It’s 2019 and society is finally recognizing the gender spectrum! However, many people are still learning about the range of gender identities; here is a brief introduction of what you need to know to be knowledgeable and respectful of genders beyond the binary.
Firstly, let’s talk about the gender spectrum and binary. Traditionally, gender is seen as the same as a person’s anatomy: someone with female genitals would be thought of as a woman; someone with male genitals would be thought of as a man. Individuals whose gender matches their anatomy are cis-gender. The understanding of gender has broadened over time, separating from a person’s anatomy (which is commonly referred to as “sex,” and is either female, male, or intersex). Genders other than man and woman have begun to receive more acknowledgement, breaking the norm that genders had to be binary (woman or man). Sadly, individuals are still struggling to find acceptance and love because of the stigma surrounding gender identity.
Transgender is a broad term describing all individuals who are not cis-gender. This includes being non-binary, gender fluid, agender, and many, many more. Transgender is also a term to describe individuals whose gender is traditionally opposite from their anatomy; a male who is a woman or a female who is a man. Declan Nolan, a teenager from Massachusetts, describes his transition from girl to boy in an article in the New York Times. “I used to think that I was broken. It wasn’t until I was a freshman in high school that I found the word to describe the piece that was missing. I knew I was transgender, but for the first few months I had no idea how to accept myself as a boy.”

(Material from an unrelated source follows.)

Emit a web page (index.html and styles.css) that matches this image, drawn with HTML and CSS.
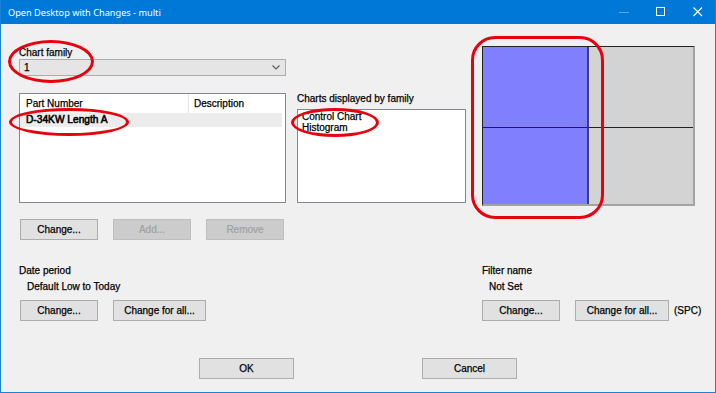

Non-binary, like any other gender, can mean many different things to many different people but typically has a common definition associated with it. Non-binary individuals typically describe it as being neither woman nor man. Non-binary individuals have many different ways of presenting themselves, some keep their appearance the same, others find new forms of self-expression. The gender non-binary community faces a lack of understanding from many people due to confusion over the gender spectrum; without understanding that genders do not have to be woman or man, genders beyond the binary are often thought of as imaginary. Kate Bornstein writes of the struggles for non-binary individuals in Gender Outlaw: “I know I’m not a man … and I’ve come to the conclusion that I’m probably not a woman … The trouble is, we’re living in a world that insists we be one or the other … All my life, my nontraditional gender identity had been my biggest secret, my deepest shame.”
Genders do not have to be static either; many individuals identify as gender fluid. Those who are gender fluid may identify as different genders at different times. Rowan Little, in an article in Time Magazine explained “Some days I feel like my gender could be like what I was assigned at birth, but there are some days where I feel the opposite way.” There is a lack of understanding and acceptance that gender is not a fixed part of a person’s personality, but can change over time. Gender fluidity is different for each individual; one person’s gender could vary from man to woman, and others’ could vary from different points of non-binary.
Some individuals do not have a gender at all, instead identifying as agender. Like how binary genders may not be a part of gender fluid or gender non-binary individuals’ identities, the gender spectrum may not fit agender individuals’ identity. Tyler Ford describes their experience as agender as “having the freedom to exist as a person without being confined by the limits of the western gender binary.”
Of course, with each of these genders comes different pronouns that individuals feel comfortable using. The most common pronouns are she/her/hers, he/him/his, and they/them/theirs. They/them is typically used by individuals who identify as a gender outside of the spectrum, but can also be used to refer to a single individual who you don’t know for sure their preferred pronouns. Some other pronouns individuals may use include ze/hir/hirs (or alternatively ze/zir/zirs), ey/em(or eir)/eirs, and ve/ver/vers(or vis). These pronouns look very different from what we’re used to, but thankfully, there are many videos on Youtube that help you know how they’re pronounced.